We find as well this kind of alteration when we want to isolate a subject from its background using a narrow DOF.

There is a third case when some photographers can blur a photograph for no apparent reason and still be cool with that.

That’s a painting of Picasso. We all know Picasso, he was a great painter and we owe him for his work. But that picture in particular is a piece of shit, it could have been done by my nephew of 8 yo. We would have encouraged him and told him that’s great, he can paint like Picasso. Fact is that the only thing who gives any value to such a picture is the signature of Picasso.

I don’t know if this behavior is alienating, but it’s clearly misleading because it gives the impression that we can create anything and it’s good to go, that there is no background rules to understand, no skill to acquire, no experience required to make a good shot (or a good painting). It created the modern art (in French, Art contemporain, we say “Art comptant pour rien” or “Art counting for nothing”) where the creation does not matter anymore, the only thing who matters is who created it (and what is the BS behind his “creation”).

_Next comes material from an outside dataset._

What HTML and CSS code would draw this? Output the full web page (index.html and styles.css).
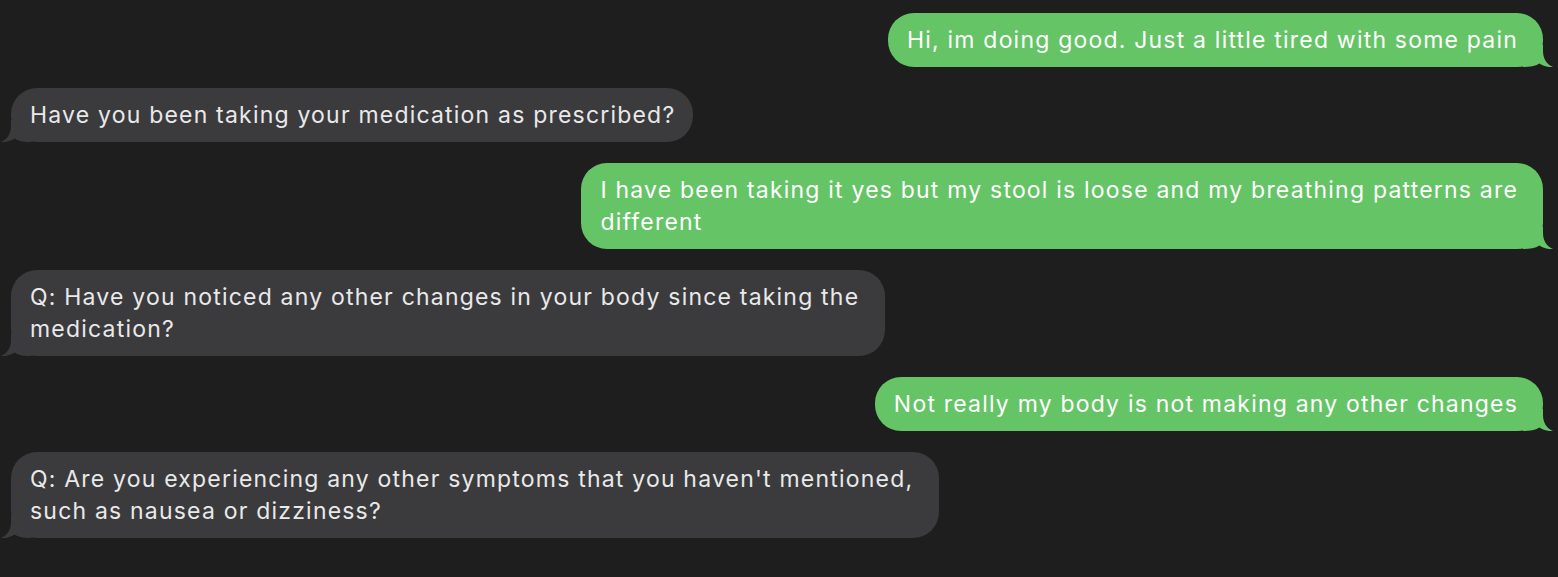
FILE: index.html
```html
<!DOCTYPE html>
<html lang="en">
<head>
<meta charset="utf-8">
<title>Messages</title>
<link rel="stylesheet" href="styles.css">
</head>
<body>
<main class="thread">
  <div class="bubble sent">Hi, im doing good. Just a little tired with some pain<svg class="tail" viewBox="0 0 30 22" width="30" height="22"><path d="M0,0 H20 V6 C20,13 23,19 30,22 C25,22.5 20,21 16.5,18.5 C12,21.5 6,22 0,22 Z"/></svg></div>
  <div class="bubble received">Have you been taking your medication as prescribed?<svg class="tail" viewBox="0 0 30 22" width="30" height="22"><path d="M0,0 H20 V6 C20,13 23,19 30,22 C25,22.5 20,21 16.5,18.5 C12,21.5 6,22 0,22 Z"/></svg></div>
  <div class="bubble sent">I have been taking it yes but my stool is loose and my breathing patterns are<br>different<svg class="tail" viewBox="0 0 30 22" width="30" height="22"><path d="M0,0 H20 V6 C20,13 23,19 30,22 C25,22.5 20,21 16.5,18.5 C12,21.5 6,22 0,22 Z"/></svg></div>
  <div class="bubble received wide">Q: Have you noticed any other changes in your body since taking the<br>medication?<svg class="tail" viewBox="0 0 30 22" width="30" height="22"><path d="M0,0 H20 V6 C20,13 23,19 30,22 C25,22.5 20,21 16.5,18.5 C12,21.5 6,22 0,22 Z"/></svg></div>
  <div class="bubble sent">Not really my body is not making any other changes<svg class="tail" viewBox="0 0 30 22" width="30" height="22"><path d="M0,0 H20 V6 C20,13 23,19 30,22 C25,22.5 20,21 16.5,18.5 C12,21.5 6,22 0,22 Z"/></svg></div>
  <div class="bubble received wide">Q: Are you experiencing any other symptoms that you haven't mentioned,<br>such as nausea or dizziness?<svg class="tail" viewBox="0 0 30 22" width="30" height="22"><path d="M0,0 H20 V6 C20,13 23,19 30,22 C25,22.5 20,21 16.5,18.5 C12,21.5 6,22 0,22 Z"/></svg></div>
</main>
</body>
</html>
```

FILE: styles.css
```css
html, body {
  margin: 0;
  padding: 0;
  background: #1e1e1e;
}

.thread {
  display: flex;
  flex-direction: column;
  gap: 21px;
  padding: 13px 15px 0 11px;
}

.bubble {
  position: relative;
  max-width: 980px;
  padding: 11px 18px 11px 19px;
  border-radius: 26px;
  font-family: Inter, "Noto Sans", sans-serif;
  font-size: 23px;
  line-height: 32px;
  letter-spacing: 1.2px;
}

.sent {
  align-self: flex-end;
  background: #65c466;
  color: #ffffff;
  padding-right: 25px;
}

.received {
  align-self: flex-start;
  background: #3b3b3d;
  color: #e9e9ea;
}

.received.wide {
  padding-right: 26px;
}

.tail {
  position: absolute;
  bottom: 0;
  display: block;
}

.sent .tail {
  right: -10px;
  fill: #65c466;
}

.received .tail {
  left: -10px;
  fill: #3b3b3d;
  transform: scaleX(-1);
}
```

Excuse this long article, but I’ll finish with Victor Hugo here, and I quote :

“Votre livre est-il manqué ? tant pis. N’ajoutez pas de chapitres à un livre manqué. Il est incomplet ? il fallait le compléter en l’engendrant.”

“Your book is bad ? So be it. Do not add a chapter to a bad book. It’s not complete ? you should have done it while you were creating it”.

If your shot is not good out of the camera, it’s not good at all.